There is also the question of oversight. Lawmakers and budget analysts are likely to ask how projected savings were calculated and whether the true costs of reversals were anticipated. These inquiries could shape future budget debates, making agencies more cautious about promising dramatic savings without safeguards in place.
The broader political lesson is that efficiency cannot come at the expense of reliability. Leaders who make sweeping cuts risk losing public confidence if the consequences disrupt essential services. Stability and competence are what voters tend to reward, and any reform that undermines them is likely to face resistance not only from workers inside government but also from the public outside of it.

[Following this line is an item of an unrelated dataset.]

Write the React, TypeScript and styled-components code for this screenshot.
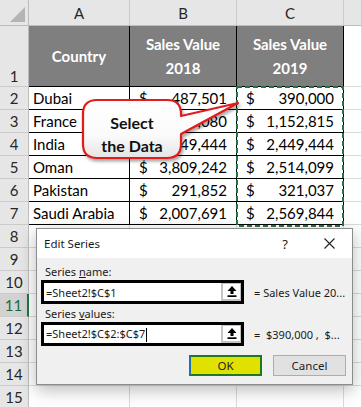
import React from 'react';
import styled, { createGlobalStyle, css } from 'styled-components';

const Global = createGlobalStyle`
  html, body { margin: 0; padding: 0; background: #fff; }
  #root { width: 362px; height: 407px; }
`;

const Sheet = styled.div`
  position: relative;
  width: 362px;
  height: 407px;
  overflow: hidden;
  display: grid;
  grid-template-columns: 29px 101px 107px 107px 18px;
  grid-template-rows: 26px 61px repeat(14, 23px);
  font-family: Lato, "Liberation Sans", sans-serif;
  font-size: 15px;
  color: #000;
  background: #fff;
`;

const Corner = styled.div`
  position: relative;
  box-sizing: border-box;
  background: #e6e6e6;
  border-right: 1px solid #bdbdbd;
  border-bottom: 1px solid #bdbdbd;
  &::after {
    content: '';
    position: absolute;
    right: 3px;
    bottom: 3px;
    width: 15px;
    height: 15px;
    background: #b4b4b4;
    clip-path: polygon(100% 0, 100% 100%, 0 100%);
  }
`;

const ColHead = styled.div`
  box-sizing: border-box;
  background: #e6e6e6;
  border-right: 1px solid #cacaca;
  border-bottom: 1px solid #bdbdbd;
  display: flex;
  align-items: center;
  justify-content: center;
  color: #262626;
  font-size: 15px;
`;

const RowHead = styled.div<{ $bottom?: boolean; $active?: boolean }>`
  box-sizing: border-box;
  background: #e6e6e6;
  border-right: 1px solid #bdbdbd;
  border-bottom: 1px solid #cacaca;
  display: flex;
  justify-content: center;
  align-items: ${(p) => (p.$bottom ? 'flex-end' : 'center')};
  padding-bottom: ${(p) => (p.$bottom ? '1px' : '0')};
  color: #262626;
  font-size: 15px;
  ${(p) =>
    p.$active &&
    css`
      background: #d2d2d2;
      color: #1e6b3c;
      border-right: 2px solid #217346;
    `}
`;

const TitleCell = styled.div`
  box-sizing: border-box;
  background: #7f7f7f;
  border-right: 1px solid #000;
  border-bottom: 1px solid #000;
  display: flex;
  align-items: center;
  justify-content: center;
  text-align: center;
  color: #fff;
  font-weight: 700;
  font-size: 15px;
  line-height: 24px;
`;

const TextCell = styled.div`
  box-sizing: border-box;
  border-right: 1px solid #000;
  border-bottom: 1px solid #000;
  display: flex;
  align-items: center;
  padding-left: 4px;
  white-space: nowrap;
`;

const MoneyCell = styled.div`
  box-sizing: border-box;
  border-right: 1px solid #000;
  border-bottom: 1px solid #000;
  display: flex;
  align-items: center;
  justify-content: space-between;
  padding: 0 9px 0 9px;
  white-space: nowrap;
`;

const Blank = styled.div`
  box-sizing: border-box;
  border-right: 1px solid #dadada;
  border-bottom: 1px solid #dadada;
`;

const Marquee = styled.svg`
  position: absolute;
  left: 236px;
  top: 86px;
  width: 108px;
  height: 141px;
  overflow: visible;
`;

const Callout = styled.div`
  position: absolute;
  left: 78px;
  top: 94px;
  width: 166px;
  height: 74px;
`;

const CalloutShape = styled.svg`
  position: absolute;
  left: 0;
  top: 0;
  width: 166px;
  height: 74px;
  overflow: visible;
`;

const CalloutText = styled.div`
  position: relative;
  width: 98px;
  margin-left: 5px;
  padding-top: 17px;
  text-align: center;
  font-weight: 700;
  font-size: 16px;
  line-height: 23px;
  color: #111;
`;

const Dialog = styled.div`
  position: absolute;
  left: 36px;
  top: 228px;
  width: 317px;
  height: 157px;
  box-sizing: border-box;
  border: 1px solid #8c8c8c;
  background: #f0f0f0;
  box-shadow: 0 5px 16px rgba(0, 0, 0, 0.28);
  font-family: "Noto Sans", "Open Sans", sans-serif;
  font-size: 11px;
  color: #1a1a1a;
  display: flex;
  flex-direction: column;
`;

const TitleBar = styled.div`
  height: 30px;
  background: #fff;
  display: flex;
  align-items: center;
  padding-left: 7px;
`;

const TitleText = styled.div`
  flex: 1;
  font-size: 11.5px;
`;

const Help = styled.div`
  font-size: 13px;
  margin-right: 36px;
  color: #222;
`;

const CloseIcon = styled.svg`
  width: 11px;
  height: 11px;
  margin-right: 17px;
`;

const Body = styled.div`
  flex: 1;
  padding: 6px 6px 8px 4px;
  display: flex;
  flex-direction: column;
`;

const Label = styled.div<{ $gap?: number }>`
  height: 16px;
  line-height: 16px;
  padding-left: 4px;
  margin-top: ${(p) => p.$gap ?? 0}px;
`;

const Underlined = styled.span`
  text-decoration: underline;
`;

const FieldRow = styled.div`
  display: flex;
  align-items: center;
  gap: 10px;
`;

const RefBox = styled.div`
  flex-shrink: 0;
  box-sizing: border-box;
  width: 203px;
  height: 24px;
  border: 3px solid #000;
  background: #fff;
  display: flex;
  align-items: center;
  padding-left: 2px;
`;

const RefText = styled.span`
  white-space: nowrap;
`;

const Caret = styled.span`
  display: inline-block;
  width: 1px;
  height: 14px;
  background: #000;
  margin-left: 1px;
  vertical-align: middle;
`;

const Collapse = styled.div`
  margin-left: auto;
  box-sizing: border-box;
  width: 20px;
  height: 18px;
  background: #fff;
  border: 2px solid #c4c4c4;
  border-top-width: 1px;
  border-right-width: 1px;
  display: flex;
  align-items: center;
  justify-content: center;
`;

const Preview = styled.div`
  white-space: nowrap;
  overflow: hidden;
`;

const Buttons = styled.div`
  margin-top: 9px;
  display: flex;
  justify-content: flex-end;
  gap: 11px;
`;

const Btn = styled.div<{ $primary?: boolean }>`
  box-sizing: border-box;
  width: 73px;
  height: 21px;
  display: flex;
  align-items: center;
  justify-content: center;
  font-size: 11.5px;
  ${(p) =>
    p.$primary
      ? css`
          background: #e1e100;
          border: 2px solid #1d7a1d;
          border-left-color: #1f6fb3;
          color: #222;
        `
      : css`
          background: #e1e1e1;
          border: 1px solid #adadad;
          color: #222;
        `}
`;

const ArrowIcon = () => (
  <svg width="10" height="11" viewBox="0 0 10 11">
    <path d="M5 0 L0.5 5 H3.5 V8 H6.5 V5 H9.5 Z" fill="#000" />
    <rect x="0.5" y="9.3" width="9" height="1.7" fill="#000" />
  </svg>
);

const rows = [
  { c: 'Dubai', b: '487,501', v: '390,000' },
  { c: 'France', b: '1,152,080', v: '1,152,815' },
  { c: 'India', b: '2,449,444', v: '2,449,444' },
  { c: 'Oman', b: '3,809,242', v: '2,514,099' },
  { c: 'Pakistan', b: '291,852', v: '321,037' },
  { c: 'Saudi Arabia', b: '2,007,691', v: '2,569,844' },
];

export default function App() {
  return (
    <>
      <Global />
      <Sheet>
        <Corner />
        <ColHead>A</ColHead>
        <ColHead>B</ColHead>
        <ColHead>C</ColHead>
        <ColHead />

        <RowHead $bottom>1</RowHead>
        <TitleCell>Country</TitleCell>
        <TitleCell>
          Sales Value
          <br />
          2018
        </TitleCell>
        <TitleCell>
          Sales Value
          <br />
          2019
        </TitleCell>
        <Blank />

        {rows.map((r, i) => (
          <React.Fragment key={r.c}>
            <RowHead>{i + 2}</RowHead>
            <TextCell>{r.c}</TextCell>
            <MoneyCell>
              <span>$</span>
              <span>{r.b}</span>
            </MoneyCell>
            <MoneyCell>
              <span>$</span>
              <span>{r.v}</span>
            </MoneyCell>
            <Blank />
          </React.Fragment>
        ))}

        {[8, 9, 10, 11, 12, 13, 14, 15].map((n) => (
          <React.Fragment key={n}>
            <RowHead $active={n === 11}>{n}</RowHead>
            <Blank />
            <Blank />
            <Blank />
            <Blank />
          </React.Fragment>
        ))}

        <Marquee viewBox="0 0 108 141">
          <rect
            x="1"
            y="1"
            width="106"
            height="139"
            fill="none"
            stroke="#217346"
            strokeWidth="2"
            strokeDasharray="5 3"
          />
        </Marquee>

        <Callout>
          <CalloutShape viewBox="0 0 166 74">
            <defs>
              <linearGradient id="bub" x1="0" y1="0" x2="0" y2="1">
                <stop offset="0" stopColor="#ffffff" />
                <stop offset="0.6" stopColor="#fbfbfb" />
                <stop offset="1" stopColor="#e4e4e4" />
              </linearGradient>
              <filter id="sh" x="-10%" y="-10%" width="130%" height="140%">
                <feDropShadow dx="1.5" dy="2.5" stdDeviation="1.5" floodColor="#000" floodOpacity="0.35" />
              </filter>
            </defs>
            <path
              d="M19 6 H89 Q103 6 103 20 V22 L160 9 L103 40 V50 Q103 64 89 64 H19 Q5 64 5 50 V20 Q5 6 19 6 Z"
              fill="url(#bub)"
              stroke="#e01b1b"
              strokeWidth="2.2"
              strokeLinejoin="round"
              filter="url(#sh)"
            />
          </CalloutShape>
          <CalloutText>
            Select
            <br />
            the Data
          </CalloutText>
        </Callout>

        <Dialog>
          <TitleBar>
            <TitleText>Edit Series</TitleText>
            <Help>?</Help>
            <CloseIcon viewBox="0 0 11 11">
              <path d="M0.5 0.5 L10.5 10.5 M10.5 0.5 L0.5 10.5" stroke="#222" strokeWidth="1.1" />
            </CloseIcon>
          </TitleBar>
          <Body>
            <Label>
              Series <Underlined>n</Underlined>ame:
            </Label>
            <FieldRow>
              <RefBox>
                <RefText>=Sheet2!$C$1</RefText>
                <Collapse>
                  <ArrowIcon />
                </Collapse>
              </RefBox>
              <Preview>= Sales Value 20...</Preview>
            </FieldRow>
            <Label $gap={2}>
              Series <Underlined>v</Underlined>alues:
            </Label>
            <FieldRow>
              <RefBox>
                <RefText>
                  =Sheet2!$C$2:$C$7
                  <Caret />
                </RefText>
                <Collapse>
                  <ArrowIcon />
                </Collapse>
              </RefBox>
              <Preview>=&nbsp;&nbsp;$390,000 ,&nbsp;&nbsp;$...</Preview>
            </FieldRow>
            <Buttons>
              <Btn $primary>OK</Btn>
              <Btn>Cancel</Btn>
            </Buttons>
          </Body>
        </Dialog>
      </Sheet>
    </>
  );
}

When Efficiency Breaks Trust
The recall of hundreds of federal workers shows how fragile institutions can become when the drive for efficiency overshadows the need for stability. What was once framed as a bold attempt to cut waste has turned into an urgent scramble to repair the very systems that were dismantled. The people at the center of this reversal are not abstract figures on a ledger but professionals whose expertise keeps tax offices running, public lands open, and health agencies responsive.

This episode is a reminder that the value of a workforce cannot always be measured in immediate savings. True efficiency is not about cutting the most but about sustaining the capacity to serve. When decisions erode that capacity, trust in leadership falters and the cost of rebuilding is higher than the money saved.
In the end, what is at stake is not just government payrolls but public confidence. Once shaken, that confidence is difficult to restore. The lesson is clear. Stability, foresight, and respect for the people who make institutions work are not luxuries. They are the foundation of trust, and without trust, no reform can endure.